61.5% of HREI’s editorial board foresee their business increasing 10% or more

HREI Editorial Advisory Board members discussed the outlook for 2020 during their meeting in November. (HREI photo)

NASHVILLE, Tenn. – As we head into 2020, some of the top executives in the healthcare real estate (HRE) space are quite optimistic about how their business will fare in the new year.

Perhaps they are not expecting 2020 to be quite as successful as 2019, but they’re still quite bullish about their prospects for the year ahead.

The executives who responded to the survey are members of the Healthcare Real Estate Insights Editorial Advisory Board (EAB). They gathered in Nashville in early November for the annual HREI EAB meeting consisting of a daylong discussion about the current and future state of the HRE sector.

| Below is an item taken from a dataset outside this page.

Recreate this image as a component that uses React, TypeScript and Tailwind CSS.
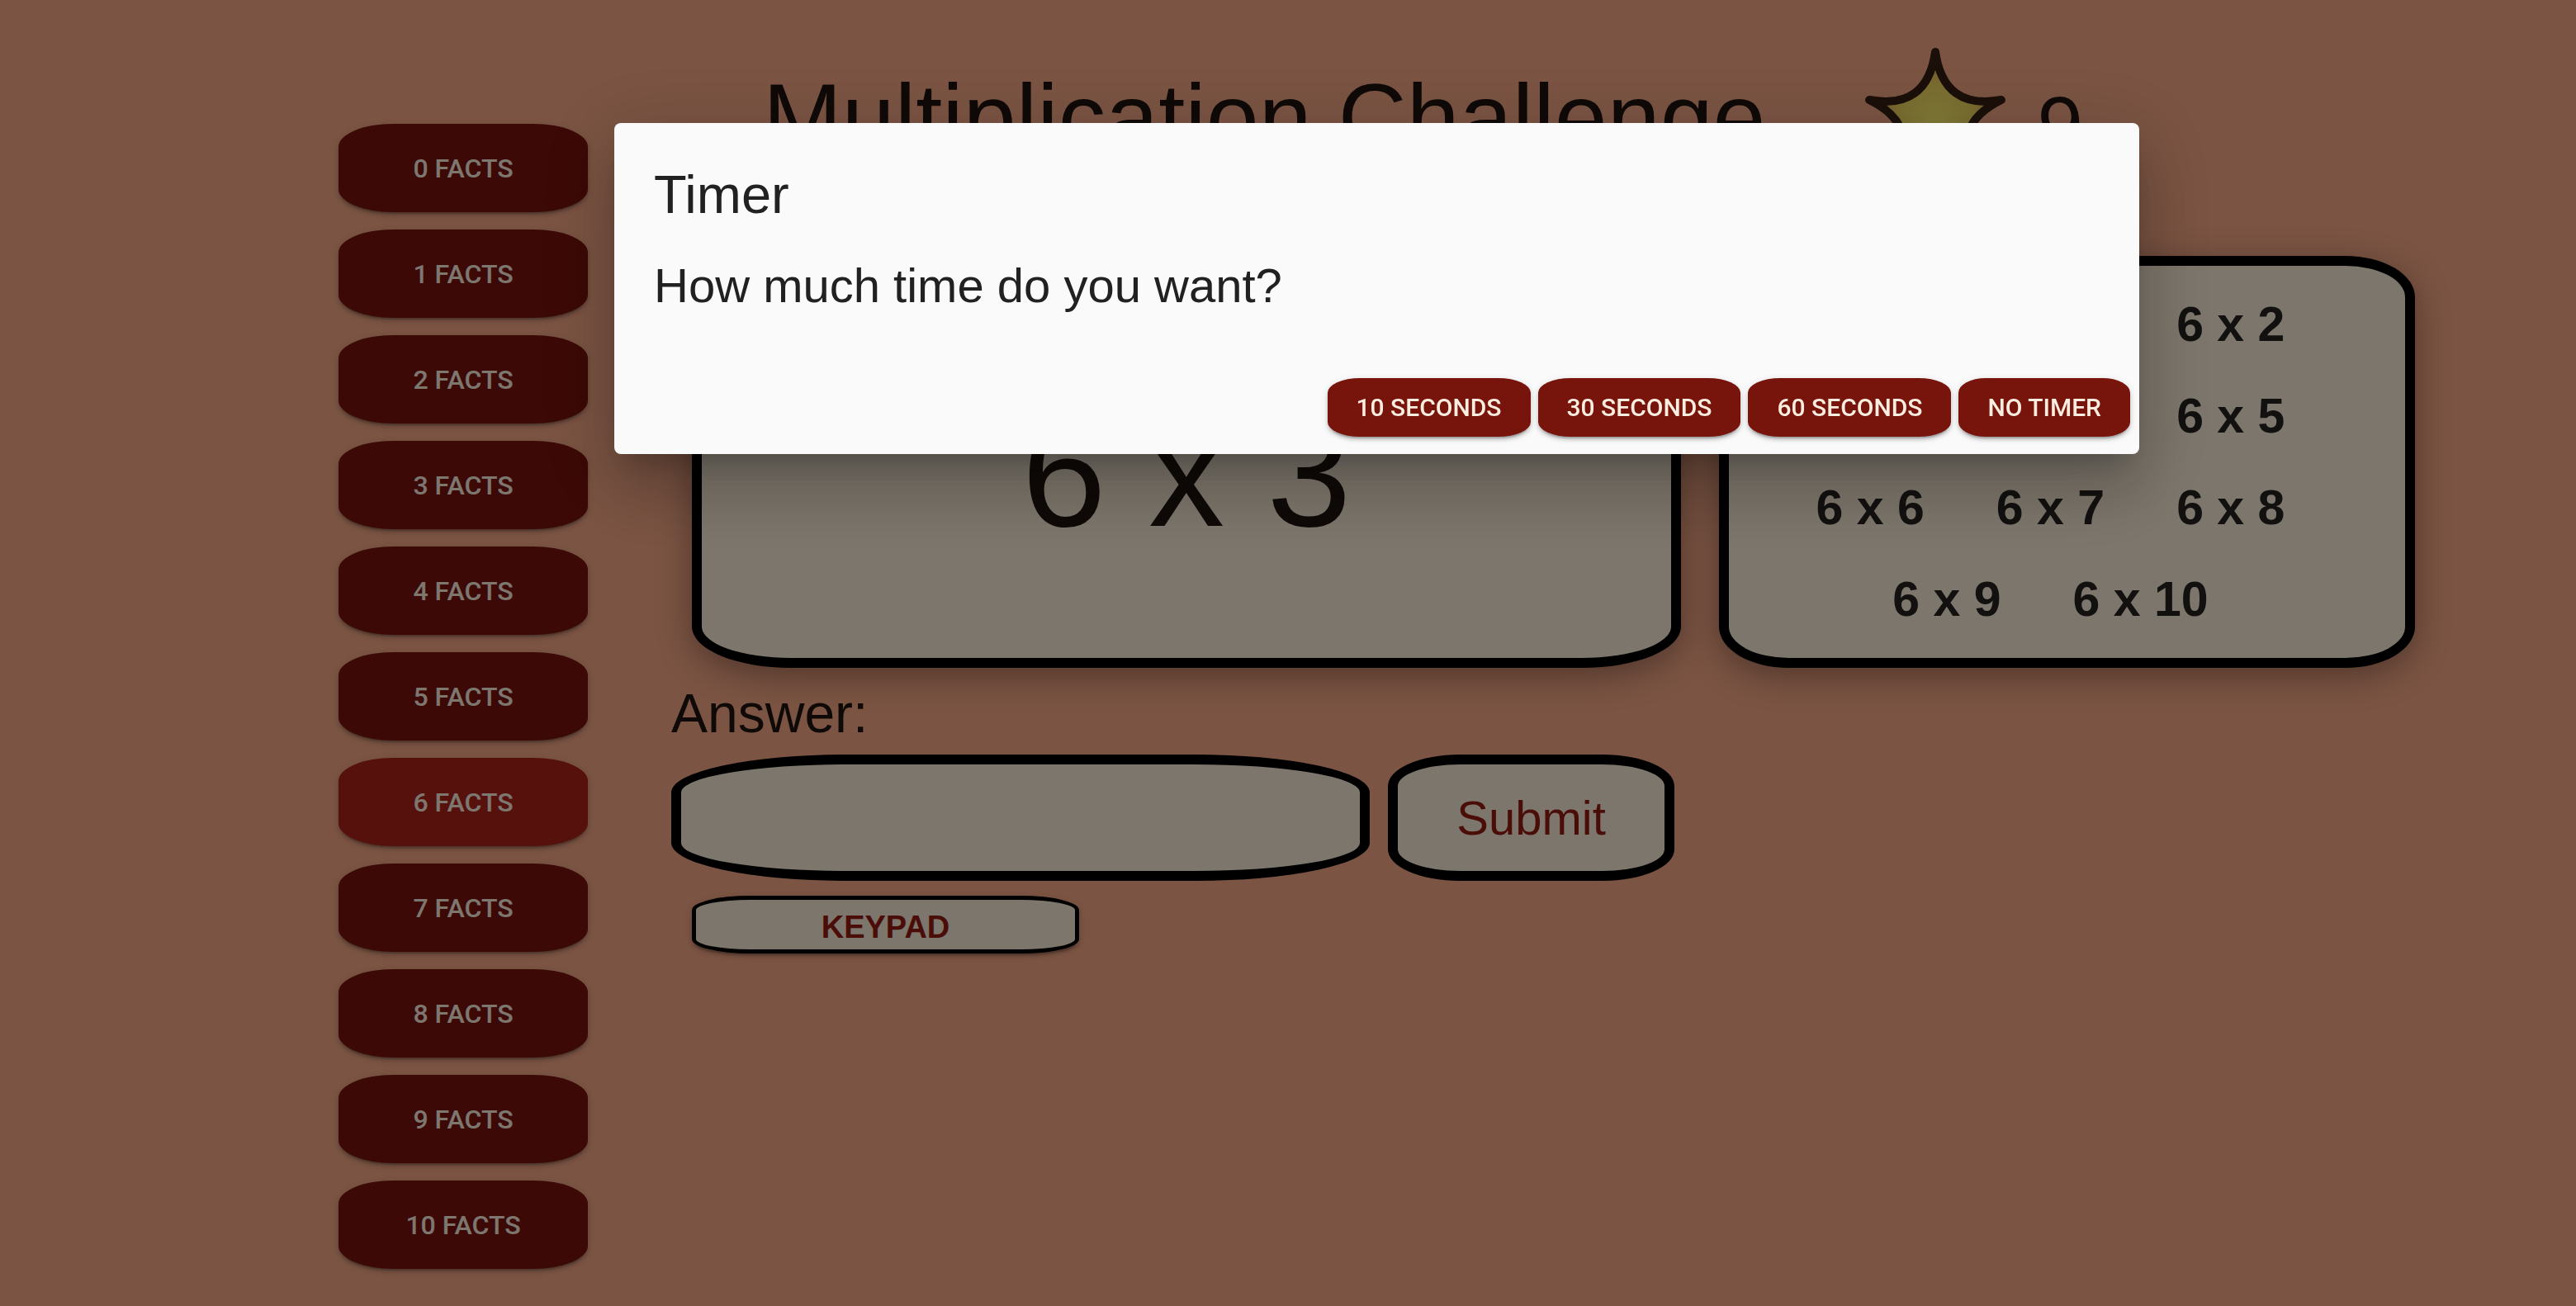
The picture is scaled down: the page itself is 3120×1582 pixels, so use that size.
import type { ReactNode } from 'react'

const TABLES = Array.from({ length: 11 }, (_, i) => i)
const TIMERS = ['10 Seconds', '30 Seconds', '60 Seconds', 'No Timer']

const btnShadow = 'shadow-[0_6px_2px_-4px_rgba(0,0,0,0.2),0_4px_4px_0_rgba(0,0,0,0.14),0_2px_10px_0_rgba(0,0,0,0.12)]'

function Star() {
  // five point star, concave sides, tips rounded by the stroke join
  return (
    <svg width="184" height="172" viewBox="0 0 184 172" className="ml-[113px] shrink-0">
      <defs>
        <radialGradient id="starFill" cx="50%" cy="55%" r="55%">
          <stop offset="0%" stopColor="#fff46c" />
          <stop offset="55%" stopColor="#f3d860" />
          <stop offset="100%" stopColor="#d99656" />
        </radialGradient>
      </defs>
      <path
        d="M92 8 Q101.87 78.41 171.89 66.04 Q107.98 97.19 141.38 159.96 Q92 108.8 42.62 159.96 Q76.02 97.19 12.11 66.04 Q82.13 78.41 92 8 Z"
        fill="url(#starFill)"
        stroke="#342012"
        strokeWidth="10"
        strokeLinejoin="round"
      />
    </svg>
  )
}

function Card({ className, children }: { className: string; children: ReactNode }) {
  return (
    <div className={`flex h-[499px] items-center justify-center rounded-[10%] border-[12px] border-black bg-[#faecd8] shadow-[0_10px_40px_rgba(0,0,0,0.35)] ${className}`}>
      {children}
    </div>
  )
}

export default function App() {
  const table = 6
  const factor = 3

  return (
    <div className="relative min-h-screen overflow-hidden bg-[#f6a886] font-['Liberation_Sans',Arial,sans-serif] text-[#1e140e]">
      <div className="flex">
        <aside className="ml-[410px] mt-[150px] flex w-[302px] shrink-0 flex-col gap-[21px] pb-[38px]">
          {TABLES.map((t) => (
            <button
              key={t}
              className={`h-[107px] w-[302px] rounded-[22%/26%] font-['Roboto',sans-serif] text-[32px] font-medium uppercase text-[#fbeee0] ${btnShadow} ${t === table ? 'bg-[#ae221a]' : 'bg-[#78120c]'}`}
            >
              {t} Facts
            </button>
          ))}
        </aside>

        <main className="ml-[101px] pt-[55px]">
          <header className="flex items-start">
            <h1 className="ml-[111px] mt-[30px] whitespace-nowrap text-[115px] font-normal leading-none">
              Multiplication Challenge
            </h1>
            <Star />
            <span className="ml-[32px] mt-[47px] text-[100px] leading-none">9</span>
          </header>

          <section className="mt-[83px] flex gap-[46px] pl-[25px]">
            <Card className="w-[1198px] pt-[26px]">
              <span className="text-[184px] leading-none">{table} x {factor}</span>
            </Card>
            <Card className="w-[843px] pr-[40px]">
              <div className="flex w-[700px] flex-wrap justify-center gap-x-[87px] text-[59px] font-bold leading-[111px] text-[#262220]">
                {TABLES.map((t) => (
                  <span key={t} className="whitespace-nowrap">{table} x {t}</span>
                ))}
              </div>
            </Card>
          </section>

          <p className="mt-[22px] text-[66px] leading-none">Answer:</p>
          <div className="mt-[17px] flex gap-[22px]">
            <input
              type="text"
              aria-label="Answer"
              className="h-[153px] w-[846px] rounded-[25%/30%] border-[12px] border-black bg-[#faecd8] px-[40px] text-[60px] outline-none"
            />
            <button className="h-[153px] w-[347px] rounded-[25%] border-[12px] border-black bg-[#faecd8] text-[58px] text-[#941a10]">
              Submit
            </button>
          </div>
          <button className={`ml-[25px] mt-[18px] h-[70px] w-[469px] rounded-[15%/25%] border-[5px] border-black bg-[#faecd8] pt-[6px] text-[38px] font-bold uppercase leading-none text-[#941a10] ${btnShadow}`}>
            Keypad
          </button>
        </main>
      </div>

      <div className="fixed inset-0 bg-black/50" />

      <div
        role="dialog"
        className="fixed left-[744px] top-[149px] flex h-[401px] w-[1847px] flex-col rounded-[8px] bg-[#fafafa] text-[#212121] shadow-[0_22px_30px_-14px_rgba(0,0,0,0.2),0_48px_76px_6px_rgba(0,0,0,0.14),0_18px_92px_16px_rgba(0,0,0,0.12)]"
      >
        <div className="px-[48px] pt-[54px]">
          <h2 className="text-[65px] font-normal leading-none">Timer</h2>
          <p className="mt-[49px] text-[58px] leading-none">How much time do you want?</p>
        </div>
        <div className="mt-auto flex justify-end gap-[9px] pb-[21px] pr-[11px]">
          {TIMERS.map((label) => (
            <button
              key={label}
              className={`h-[71px] rounded-[16%/25%] bg-[#77140c] px-[35px] font-['Roboto',sans-serif] text-[30px] font-medium uppercase text-[#fbeee0] ${btnShadow}`}
            >
              {label}
            </button>
          ))}
        </div>
      </div>
    </div>
  )
}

As part of the meeting, the 26 board members in attendance were asked to respond anonymously to a survey asking them how their businesses performed in 2019 and how they expect them to fare in 2020.

Their responses can be considered a good barometer of the overall prospects for the year ahead because the EAB comprises high-ranking executives with many of the HRE sector’s top brokerage firms, developers, investors and owners, health systems, advisors, and other firms involved in the space.

As they have for a number of years, EAB members were quite optimistic about their companies’ business prospects for the coming year, with 17 of the 26 responding, or 65 percent, saying they foresee an increase in business for their organizations in 2020.

Half of the EAB members said they anticipate growth of more than 10 percent in the year ahead. Although that’s an optimistic view, it is less than the percentage of board members – 61.5 percent — whose companies experienced that level of growth in 2019.

That’s because 16 of the 26 EAB members, or 61.5 percent, report that their businesses saw increases of 10 percent or more in 2019.

On the other side of optimism, just two of the 26 board members responding said they foresee decreases in their businesses in the year ahead.

Seven respondents, or 28 percent, said they foresee their businesses staying about the same in 2020.

Why the optimism for 2020?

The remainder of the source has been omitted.